An operator must also take further remedial action to ensure the safety 
of the pipeline.
* * * * *
    (3) Schedule for evaluation and remediation. An operator must 
complete remediation of a condition according to a schedule that 
prioritizes the conditions for evaluation and remediation. If an 
operator cannot meet the schedule for any condition, the operator must 
justify the reasons why it cannot meet the schedule and that the 
changed schedule will not jeopardize public safety or environmental 
protection.
    (4) Special requirements for scheduling remediation. (i) Immediate 
repair conditions. An operator's evaluation and remediation schedule 
must provide for immediate repair conditions.
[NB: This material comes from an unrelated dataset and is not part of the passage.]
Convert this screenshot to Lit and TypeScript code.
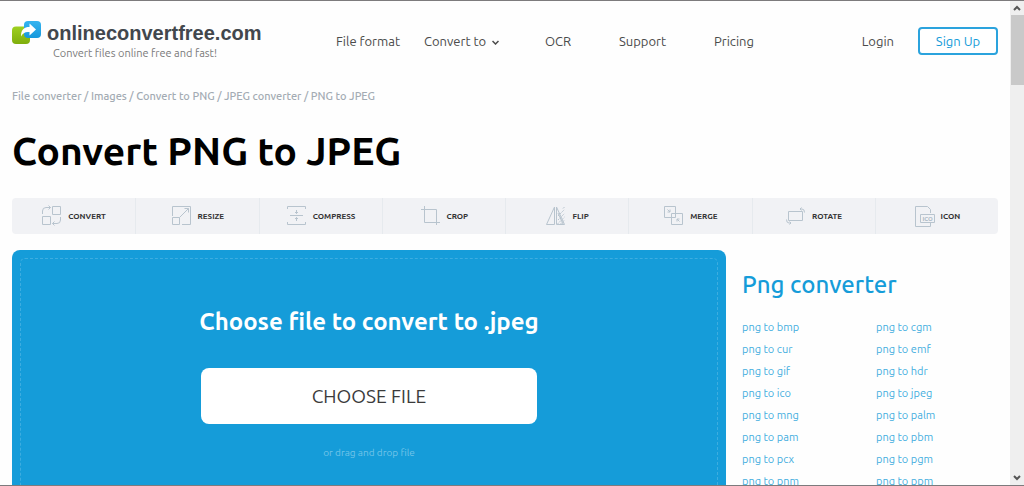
import { LitElement, html, css, svg } from "lit";
import { customElement } from "lit/decorators.js";

const tools = [
  {
    name: "Convert",
    icon: svg`<path d="M11.5 1.5h8v8h-8zM1.5 11.5h8v8h-8z"/><path d="M1.5 9V6q0-3.500 3.500-3.500h4.500M7.500.5l2 2-2 2M19.500 12v3q0 3.500-3.500 3.500h-4.500M13.500 16.500l-2 2 2 2"/>`,
  },
  {
    name: "Resize",
    icon: svg`<path d="M1.500 11V1.500h18v18H11M1.500 12.500h7v7h-7zM8.500 12.500l9-9M13.500 3.500h4v4"/>`,
  },
  {
    name: "Compress",
    icon: svg`<path d="M1.500 4V1.500h18V4M1.500 17v2.500h18V17M4 10.500h13M10.500 5v3.500M9 7l1.500 1.500L12 7M10.500 16v-3.500M9 14l1.500-1.500L12 14"/>`,
  },
  {
    name: "Crop",
    icon: svg`<path d="M4.500 1v16.500H20M1 4.500h15.500V20"/>`,
  },
  {
    name: "Flip",
    icon: svg`<path d="M9.500 2v17.500h-8zM11.500 2v17.500h8L11.500 2"/><path d="M12.500 19l7-7M15.500 19l4-4M13 15l6.500-6.500M13 11l6.500-6.500" stroke-dasharray="2 1"/><path d="M18 3.500l1.500-1.500M13 8l5 11"/>`,
  },
  {
    name: "Merge",
    icon: svg`<path d="M1.500 1.500h11v11h-11zM8.500 8.500h11v11h-11zM4.500 4.500l2.500 2.500M7 4.500V7H4.500M16.500 16.500L14 14M14 16.500V14h2.500"/>`,
  },
  {
    name: "Rotate",
    icon: svg`<path d="M3.500 6.500h14v9h-14zM15 4h2q2.500 0 2.500 3.500M16.500 2.500L15 4l1.500 1.500M6 18H4q-2.500 0-2.500-3.500M4.500 16.500L6 18l-1.500 1.500"/>`,
  },
  {
    name: "Icon",
    icon: svg`<path d="M16.500 8V4.500l-3-3H1.500v20h15V18M6.500 9.500h14v8h-14z"/><text class="ico" x="13.500" y="16" text-anchor="middle">ICO</text>`,
  },
];

const formats = [
  ["bmp", "cgm"],
  ["cur", "emf"],
  ["gif", "hdr"],
  ["ico", "jpeg"],
  ["mng", "palm"],
  ["pam", "pbm"],
  ["pcx", "pgm"],
  ["pnm", "ppm"],
];

@customElement("app-root")
export class AppRoot extends LitElement {
  static styles = css`
    :host {
      display: grid;
      grid-template-columns: minmax(0, 1fr) 14px;
      height: 100vh;
      box-sizing: border-box;
      overflow: hidden;
      border-top: 1px solid #7d7b7d;
      border-bottom: 1px solid #7d7b7d;
      background: #fefefe;
      color: #4b4b4b;
      font-family: Ubuntu, "Noto Sans", sans-serif;
      font-size: 13px;
    }
    * {
      box-sizing: border-box;
    }
    a {
      color: inherit;
      text-decoration: none;
    }
    .page {
      padding: 0 12px;
      overflow: hidden;
    }
    header {
      display: flex;
      align-items: center;
      height: 80px;
    }
    .brand {
      width: 324px;
      display: grid;
      grid-template-columns: 35px 1fr;
      align-items: center;
    }
    .mark {
      width: 30px;
      height: 24px;
    }
    .name {
      font: bold 20px/24px "Liberation Sans", Arial, sans-serif;
      color: #42474d;
    }
    .tag {
      grid-column: 1 / -1;
      padding-left: 41px;
      font-size: 11px;
      line-height: 16px;
      color: #7b7b7b;
    }
    nav {
      display: grid;
      grid-template-columns: 88px 121px 74px 95px auto;
      line-height: 20px;
    }
    .chevron {
      width: 7px;
      height: 5px;
      margin-left: 6px;
      vertical-align: 1px;
      fill: none;
      stroke: #4b4b4b;
      stroke-width: 1.500;
    }
    .account {
      display: flex;
      align-items: center;
      gap: 24px;
      margin-left: auto;
      line-height: 20px;
    }
    .signup {
      width: 80px;
      height: 28px;
      padding: 0;
      border: 2px solid #2ba3dd;
      border-radius: 4px;
      background: #fff;
      color: #159cd9;
      font: inherit;
    }
    .crumbs {
      font-size: 11px;
      font-weight: 500;
      line-height: 16px;
      padding-top: 7px;
      color: #a3abb3;
    }
    h1 {
      margin: 23px 0;
      font-size: 39px;
      line-height: 48px;
      color: #000;
    }
    .tools {
      display: grid;
      grid-template-columns: repeat(8, 1fr);
      height: 36px;
      border-radius: 4px;
      background: #f1f2f5;
      overflow: hidden;
    }
    .tool {
      display: flex;
      align-items: center;
      justify-content: center;
      gap: 5px;
      color: #333;
      font-size: 8px;
      font-weight: bold;
      text-transform: uppercase;
    }
    .tool + .tool {
      border-left: 1px solid #e6eaee;
    }
    .tool svg {
      width: 22px;
      height: 22px;
      fill: none;
      stroke: #b8c4ce;
      stroke-width: 1;
    }
    .tool .ico {
      font-size: 6px;
      fill: #a9b7c3;
      stroke: none;
    }
    main {
      display: grid;
      grid-template-columns: minmax(0, 1fr) 256px;
      gap: 16px;
      padding-top: 16px;
    }
    .drop {
      padding: 8px;
      border-radius: 8px;
      background: #159cd9;
      min-height: 320px;
    }
    .zone {
      display: flex;
      flex-direction: column;
      align-items: center;
      height: 100%;
      padding-top: 47px;
      border: 1px dashed #3dade0;
      border-radius: 5px;
    }
    .zone h2 {
      margin: 0;
      font-size: 24px;
      line-height: 32px;
      color: #fff;
    }
    .choose {
      width: 336px;
      height: 56px;
      margin: 30px 0 20px;
      border: 0;
      border-radius: 8px;
      background: #fff;
      color: #3b3b3b;
      font: inherit;
      font-size: 19px;
    }
    .hint {
      margin: 0;
      font-size: 10px;
      line-height: 18px;
      color: #73c4e8;
    }
    aside h2 {
      margin: 18px 0 15px;
      font-size: 24px;
      font-weight: 500;
      line-height: 34px;
      color: #159cd9;
    }
    .formats {
      display: grid;
      grid-template-columns: 134px 1fr;
      grid-auto-rows: 22px;
      font-size: 11px;
      line-height: 20px;
      color: #45aedf;
    }
    .scroll {
      display: flex;
      flex-direction: column;
      align-items: center;
      background: #efefef;
    }
    .scroll svg {
      width: 14px;
      height: 14px;
      fill: none;
      stroke: #555;
      stroke-width: 2;
    }
    .thumb {
      width: 13px;
      height: 70px;
      background: #c9c9c9;
      margin-bottom: auto;
    }
  `;

  render() {
    return html`
      <div class="page">
        <header>
          <a class="brand" href="#">
            <svg class="mark" viewBox="0 0 30 24" aria-hidden="true">
              <defs>
                <linearGradient id="g" x2="0" y2="1"><stop stop-color="#9fd020" /><stop offset="1" stop-color="#7fae0c" /></linearGradient>
                <linearGradient id="b" x2="0" y2="1"><stop stop-color="#35b4f0" /><stop offset="1" stop-color="#1698dc" /></linearGradient>
              </defs>
              <rect y="5.500" width="18" height="17.500" rx="4" fill="url(#g)" />
              <rect x="12" y="0" width="17" height="17" rx="4" fill="url(#b)" />
              <path d="M9 15.500C9 8.500 12 6 17.500 6V2.500L24 8.500l-6.500 6V11C13 10.500 11 12 9 15.500z" fill="#fff" />
            </svg>
            <span class="name">onlineconvertfree.com</span>
            <span class="tag">Convert files online free and fast!</span>
          </a>
          <nav>
            <a href="#">File format</a>
            <a href="#">Convert to<svg class="chevron" viewBox="0 0 7 5" aria-hidden="true"><path d="M.5 1l3 3 3-3" /></svg></a>
            <a href="#">OCR</a>
            <a href="#">Support</a>
            <a href="#">Pricing</a>
          </nav>
          <div class="account">
            <a href="#">Login</a>
            <button class="signup">Sign Up</button>
          </div>
        </header>
        <div class="crumbs">
          <a href="#">File converter</a> / <a href="#">Images</a> / <a href="#">Convert to PNG</a> / <a href="#">JPEG converter</a> / PNG to JPEG
        </div>
        <h1>Convert PNG to JPEG</h1>
        <div class="tools">
          ${tools.map(
            (t) => html`<a class="tool" href="#"><svg viewBox="0 0 22 22" aria-hidden="true">${t.icon}</svg>${t.name}</a>`
          )}
        </div>
        <main>
          <section class="drop">
            <div class="zone">
              <h2>Choose file to convert to .jpeg</h2>
              <button class="choose">CHOOSE FILE</button>
              <p class="hint">or drag and drop file</p>
            </div>
          </section>
          <aside>
            <h2>Png converter</h2>
            <div class="formats">
              ${formats.flat().map((f) => html`<a href="#">png to ${f}</a>`)}
            </div>
          </aside>
        </main>
      </div>
      <div class="scroll" aria-hidden="true">
        <svg viewBox="0 0 14 14"><path d="M4 9l3-3 3 3" /></svg>
        <div class="thumb"></div>
        <svg viewBox="0 0 14 14"><path d="M4 5l3 3 3-3" /></svg>
      </div>
    `;
  }
}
To maintain safety, an 
operator must temporarily reduce operating pressure or shut down the

[[Page 74270]]

pipeline until the operator completes the repair of these conditions. 
An operator must calculate the temporary reduction in operating 
pressure using the formula in section 451.7 of ASME/ANSI B31.4 (ibr, 
see Sec.  195.3), if applicable. If the formula is not applicable to 
the type of anomaly or the calculated pressure results in a higher 
operating pressure, an operator must use an alternative acceptable 
method to calculate a reduced operating pressure. An operator must 
treat the following conditions as immediate repair conditions:
* * * * *
    (j) * * *
    (3) Assessment intervals. An operator must establish five-year 
intervals, not to exceed 68 months, for continually assessing the line 
pipe's integrity.* * *
* * * * *

    Issued in Washington, DC, on December 12, 2005.
Stacey L. Gerard,
Associate Administrator for Pipeline Safety.